Review the lines that follow and copy each one that contains the word "this".

## BEGIN

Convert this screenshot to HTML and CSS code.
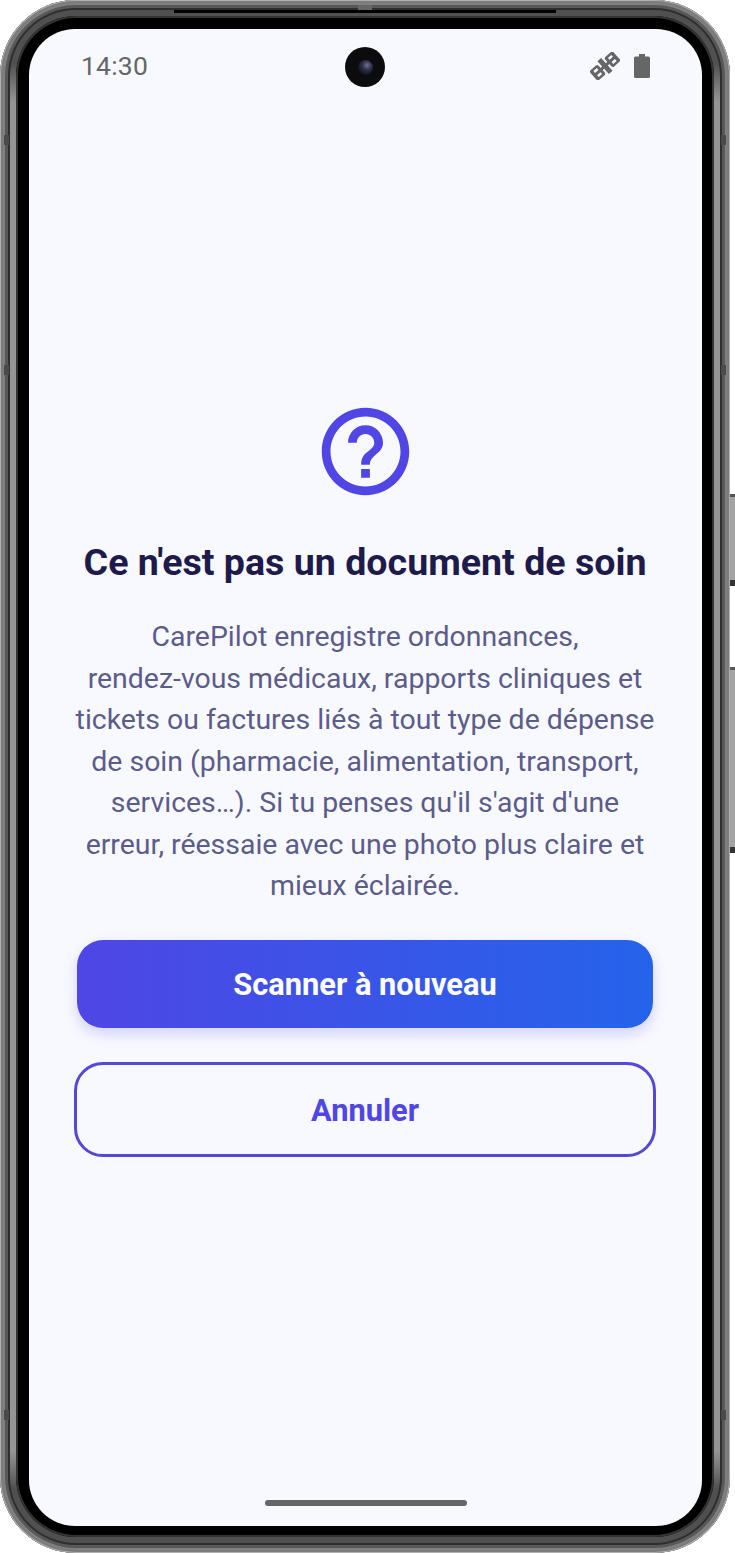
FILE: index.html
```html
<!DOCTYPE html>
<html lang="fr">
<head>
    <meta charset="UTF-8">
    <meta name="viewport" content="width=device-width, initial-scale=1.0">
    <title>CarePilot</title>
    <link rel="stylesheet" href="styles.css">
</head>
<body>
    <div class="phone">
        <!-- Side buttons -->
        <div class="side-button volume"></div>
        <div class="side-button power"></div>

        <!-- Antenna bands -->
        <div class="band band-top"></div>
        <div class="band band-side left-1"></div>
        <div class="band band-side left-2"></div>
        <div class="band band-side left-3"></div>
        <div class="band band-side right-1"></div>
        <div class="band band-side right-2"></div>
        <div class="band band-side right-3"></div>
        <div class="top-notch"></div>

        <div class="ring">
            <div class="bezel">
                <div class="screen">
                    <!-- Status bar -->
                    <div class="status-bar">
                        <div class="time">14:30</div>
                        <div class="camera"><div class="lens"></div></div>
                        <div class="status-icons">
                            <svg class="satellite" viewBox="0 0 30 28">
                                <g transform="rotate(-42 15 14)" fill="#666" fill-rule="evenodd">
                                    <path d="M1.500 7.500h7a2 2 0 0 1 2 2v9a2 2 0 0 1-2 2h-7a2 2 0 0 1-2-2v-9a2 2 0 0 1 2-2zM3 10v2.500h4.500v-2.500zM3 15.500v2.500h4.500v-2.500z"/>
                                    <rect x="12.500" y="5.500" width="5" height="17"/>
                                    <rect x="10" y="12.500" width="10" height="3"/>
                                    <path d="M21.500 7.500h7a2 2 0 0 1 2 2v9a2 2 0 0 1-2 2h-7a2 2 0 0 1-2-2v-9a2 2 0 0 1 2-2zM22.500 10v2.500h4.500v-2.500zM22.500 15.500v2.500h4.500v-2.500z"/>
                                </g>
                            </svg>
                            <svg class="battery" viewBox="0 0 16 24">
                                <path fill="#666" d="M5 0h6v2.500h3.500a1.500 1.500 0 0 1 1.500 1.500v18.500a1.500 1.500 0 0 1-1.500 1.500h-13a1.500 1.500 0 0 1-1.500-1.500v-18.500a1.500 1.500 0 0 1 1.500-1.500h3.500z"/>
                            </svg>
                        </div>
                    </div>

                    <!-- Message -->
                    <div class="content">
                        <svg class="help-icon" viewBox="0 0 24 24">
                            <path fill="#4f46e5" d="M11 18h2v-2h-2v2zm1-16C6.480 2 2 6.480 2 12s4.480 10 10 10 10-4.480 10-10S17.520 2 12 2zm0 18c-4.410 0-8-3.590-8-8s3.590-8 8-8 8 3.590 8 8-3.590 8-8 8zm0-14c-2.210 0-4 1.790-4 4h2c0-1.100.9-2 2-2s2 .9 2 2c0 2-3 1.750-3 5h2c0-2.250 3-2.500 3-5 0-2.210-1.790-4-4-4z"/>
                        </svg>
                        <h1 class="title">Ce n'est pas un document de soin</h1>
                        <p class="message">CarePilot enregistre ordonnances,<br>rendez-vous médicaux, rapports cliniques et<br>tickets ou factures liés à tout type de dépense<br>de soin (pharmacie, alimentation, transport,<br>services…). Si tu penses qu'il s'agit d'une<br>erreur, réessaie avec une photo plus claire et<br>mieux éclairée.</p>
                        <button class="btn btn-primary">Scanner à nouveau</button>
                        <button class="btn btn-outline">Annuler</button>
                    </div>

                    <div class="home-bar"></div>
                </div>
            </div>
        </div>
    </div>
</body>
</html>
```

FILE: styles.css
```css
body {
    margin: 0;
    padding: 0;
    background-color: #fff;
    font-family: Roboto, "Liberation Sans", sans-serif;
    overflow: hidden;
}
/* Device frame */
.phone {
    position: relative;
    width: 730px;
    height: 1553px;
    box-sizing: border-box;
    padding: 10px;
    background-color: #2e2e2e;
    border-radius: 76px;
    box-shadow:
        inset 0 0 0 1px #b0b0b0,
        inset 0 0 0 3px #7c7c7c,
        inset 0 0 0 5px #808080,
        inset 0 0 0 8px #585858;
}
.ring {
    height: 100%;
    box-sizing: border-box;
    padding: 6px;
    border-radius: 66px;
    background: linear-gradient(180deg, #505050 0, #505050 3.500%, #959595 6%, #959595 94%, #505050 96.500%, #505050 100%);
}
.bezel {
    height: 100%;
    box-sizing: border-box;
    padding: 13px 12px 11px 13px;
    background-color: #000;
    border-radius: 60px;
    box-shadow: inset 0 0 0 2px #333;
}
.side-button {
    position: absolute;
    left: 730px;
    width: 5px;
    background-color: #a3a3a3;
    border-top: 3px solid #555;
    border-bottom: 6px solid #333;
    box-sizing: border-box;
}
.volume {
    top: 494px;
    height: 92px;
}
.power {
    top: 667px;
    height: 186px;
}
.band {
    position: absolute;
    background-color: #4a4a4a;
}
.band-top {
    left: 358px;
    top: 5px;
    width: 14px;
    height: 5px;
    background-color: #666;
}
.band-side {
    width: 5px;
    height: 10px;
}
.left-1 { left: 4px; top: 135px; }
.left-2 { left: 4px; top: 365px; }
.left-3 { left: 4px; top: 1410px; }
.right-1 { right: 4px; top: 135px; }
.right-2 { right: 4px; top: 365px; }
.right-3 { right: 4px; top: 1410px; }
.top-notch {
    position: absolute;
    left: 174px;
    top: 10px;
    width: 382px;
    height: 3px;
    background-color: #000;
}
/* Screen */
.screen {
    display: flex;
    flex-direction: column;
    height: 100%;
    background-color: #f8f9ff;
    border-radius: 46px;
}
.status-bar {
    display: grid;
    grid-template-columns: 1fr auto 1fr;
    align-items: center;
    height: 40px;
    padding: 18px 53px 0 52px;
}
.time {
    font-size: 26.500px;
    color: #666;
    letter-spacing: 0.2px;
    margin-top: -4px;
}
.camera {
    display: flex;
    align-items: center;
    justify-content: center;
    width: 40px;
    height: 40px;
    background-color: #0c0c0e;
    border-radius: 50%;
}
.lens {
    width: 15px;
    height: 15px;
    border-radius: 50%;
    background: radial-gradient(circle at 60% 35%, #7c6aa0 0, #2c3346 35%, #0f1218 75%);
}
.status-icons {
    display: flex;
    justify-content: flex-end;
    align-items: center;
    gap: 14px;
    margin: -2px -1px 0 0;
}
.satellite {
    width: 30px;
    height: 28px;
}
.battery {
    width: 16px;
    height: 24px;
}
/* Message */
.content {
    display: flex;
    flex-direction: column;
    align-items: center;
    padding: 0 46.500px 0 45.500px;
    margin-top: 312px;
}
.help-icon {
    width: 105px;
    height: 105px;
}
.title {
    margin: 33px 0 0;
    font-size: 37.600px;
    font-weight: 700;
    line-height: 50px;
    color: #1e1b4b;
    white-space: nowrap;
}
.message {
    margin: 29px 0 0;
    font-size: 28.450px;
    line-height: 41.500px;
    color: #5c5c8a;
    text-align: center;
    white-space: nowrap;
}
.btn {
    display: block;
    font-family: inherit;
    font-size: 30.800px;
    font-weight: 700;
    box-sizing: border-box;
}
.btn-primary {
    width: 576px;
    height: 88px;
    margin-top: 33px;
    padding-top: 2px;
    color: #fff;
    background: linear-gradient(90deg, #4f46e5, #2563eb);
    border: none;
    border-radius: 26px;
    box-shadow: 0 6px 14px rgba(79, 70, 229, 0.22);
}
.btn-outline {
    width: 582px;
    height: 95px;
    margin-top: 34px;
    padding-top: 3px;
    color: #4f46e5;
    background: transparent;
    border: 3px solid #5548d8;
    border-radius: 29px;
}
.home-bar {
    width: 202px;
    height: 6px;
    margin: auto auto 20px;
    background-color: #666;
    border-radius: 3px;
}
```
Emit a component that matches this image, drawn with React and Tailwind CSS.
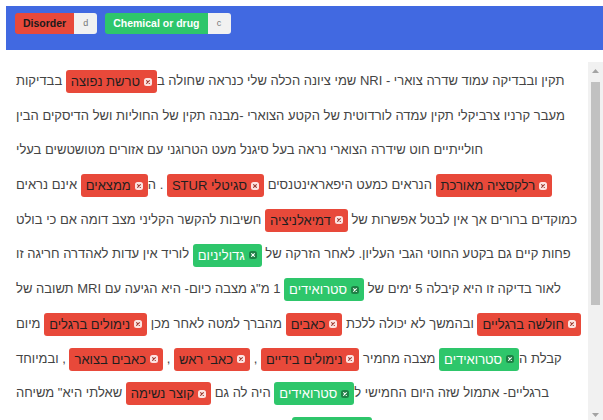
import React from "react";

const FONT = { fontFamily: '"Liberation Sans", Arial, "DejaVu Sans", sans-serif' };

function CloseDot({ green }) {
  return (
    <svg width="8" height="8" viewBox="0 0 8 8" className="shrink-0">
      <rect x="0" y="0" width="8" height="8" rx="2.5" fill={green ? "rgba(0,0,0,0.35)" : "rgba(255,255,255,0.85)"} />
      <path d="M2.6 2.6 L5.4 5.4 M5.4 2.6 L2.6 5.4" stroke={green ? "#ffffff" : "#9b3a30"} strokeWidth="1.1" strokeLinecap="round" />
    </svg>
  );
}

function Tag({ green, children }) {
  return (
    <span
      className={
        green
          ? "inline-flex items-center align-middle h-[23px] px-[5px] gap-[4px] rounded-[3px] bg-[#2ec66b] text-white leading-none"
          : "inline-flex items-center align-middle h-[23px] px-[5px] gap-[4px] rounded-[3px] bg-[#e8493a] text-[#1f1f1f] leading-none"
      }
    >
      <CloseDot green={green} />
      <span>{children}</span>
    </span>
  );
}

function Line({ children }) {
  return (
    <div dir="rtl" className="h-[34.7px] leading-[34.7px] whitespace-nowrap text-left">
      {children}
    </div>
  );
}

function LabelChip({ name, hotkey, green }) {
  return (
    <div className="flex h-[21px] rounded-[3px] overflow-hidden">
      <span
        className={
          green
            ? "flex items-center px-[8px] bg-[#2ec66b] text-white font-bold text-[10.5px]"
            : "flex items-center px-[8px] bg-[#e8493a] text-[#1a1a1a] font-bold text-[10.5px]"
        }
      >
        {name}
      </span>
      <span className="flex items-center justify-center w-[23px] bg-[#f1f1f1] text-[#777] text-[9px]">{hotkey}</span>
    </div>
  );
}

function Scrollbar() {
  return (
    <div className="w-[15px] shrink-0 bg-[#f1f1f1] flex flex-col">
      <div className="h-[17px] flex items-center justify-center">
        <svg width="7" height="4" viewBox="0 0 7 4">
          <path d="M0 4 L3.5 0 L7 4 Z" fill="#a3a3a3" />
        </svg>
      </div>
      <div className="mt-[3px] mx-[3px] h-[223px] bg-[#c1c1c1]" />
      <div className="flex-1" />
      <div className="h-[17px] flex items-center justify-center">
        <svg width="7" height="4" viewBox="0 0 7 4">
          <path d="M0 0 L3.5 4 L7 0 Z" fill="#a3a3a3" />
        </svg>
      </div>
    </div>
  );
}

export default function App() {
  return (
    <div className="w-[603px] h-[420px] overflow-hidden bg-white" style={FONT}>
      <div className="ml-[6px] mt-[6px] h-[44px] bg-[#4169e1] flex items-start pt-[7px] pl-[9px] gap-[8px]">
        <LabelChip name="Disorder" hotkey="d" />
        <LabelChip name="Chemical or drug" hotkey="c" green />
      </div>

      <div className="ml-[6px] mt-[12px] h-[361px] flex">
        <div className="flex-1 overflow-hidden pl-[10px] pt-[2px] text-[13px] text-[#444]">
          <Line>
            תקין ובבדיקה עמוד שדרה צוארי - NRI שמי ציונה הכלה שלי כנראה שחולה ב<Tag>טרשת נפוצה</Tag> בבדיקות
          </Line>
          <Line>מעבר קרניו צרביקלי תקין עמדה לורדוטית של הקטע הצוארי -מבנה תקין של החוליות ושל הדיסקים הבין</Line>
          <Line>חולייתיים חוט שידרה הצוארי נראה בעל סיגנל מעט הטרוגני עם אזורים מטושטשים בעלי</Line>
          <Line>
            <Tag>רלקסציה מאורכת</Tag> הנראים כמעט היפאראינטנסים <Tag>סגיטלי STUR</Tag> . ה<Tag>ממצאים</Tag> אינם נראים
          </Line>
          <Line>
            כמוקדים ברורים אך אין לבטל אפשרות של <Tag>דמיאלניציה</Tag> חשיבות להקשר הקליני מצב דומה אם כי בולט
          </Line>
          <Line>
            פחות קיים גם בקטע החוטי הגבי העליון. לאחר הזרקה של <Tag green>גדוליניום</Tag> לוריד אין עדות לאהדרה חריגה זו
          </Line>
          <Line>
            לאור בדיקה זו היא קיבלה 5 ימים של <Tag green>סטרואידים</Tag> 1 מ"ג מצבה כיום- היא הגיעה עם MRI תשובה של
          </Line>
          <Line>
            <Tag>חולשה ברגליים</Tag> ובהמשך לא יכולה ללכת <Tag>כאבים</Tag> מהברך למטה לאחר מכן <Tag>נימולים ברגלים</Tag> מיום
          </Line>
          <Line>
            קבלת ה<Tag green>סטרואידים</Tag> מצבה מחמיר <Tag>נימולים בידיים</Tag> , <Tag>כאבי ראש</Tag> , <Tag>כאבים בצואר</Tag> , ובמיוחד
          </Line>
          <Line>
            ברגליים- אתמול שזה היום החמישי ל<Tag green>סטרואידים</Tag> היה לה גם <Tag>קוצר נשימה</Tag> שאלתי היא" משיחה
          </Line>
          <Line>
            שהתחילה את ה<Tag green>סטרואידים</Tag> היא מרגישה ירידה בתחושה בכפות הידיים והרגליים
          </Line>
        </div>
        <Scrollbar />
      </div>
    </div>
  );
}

## END

Complete response
Convert this screenshot to HTML and CSS code.
Emit a component that matches this image, drawn with React and Tailwind CSS.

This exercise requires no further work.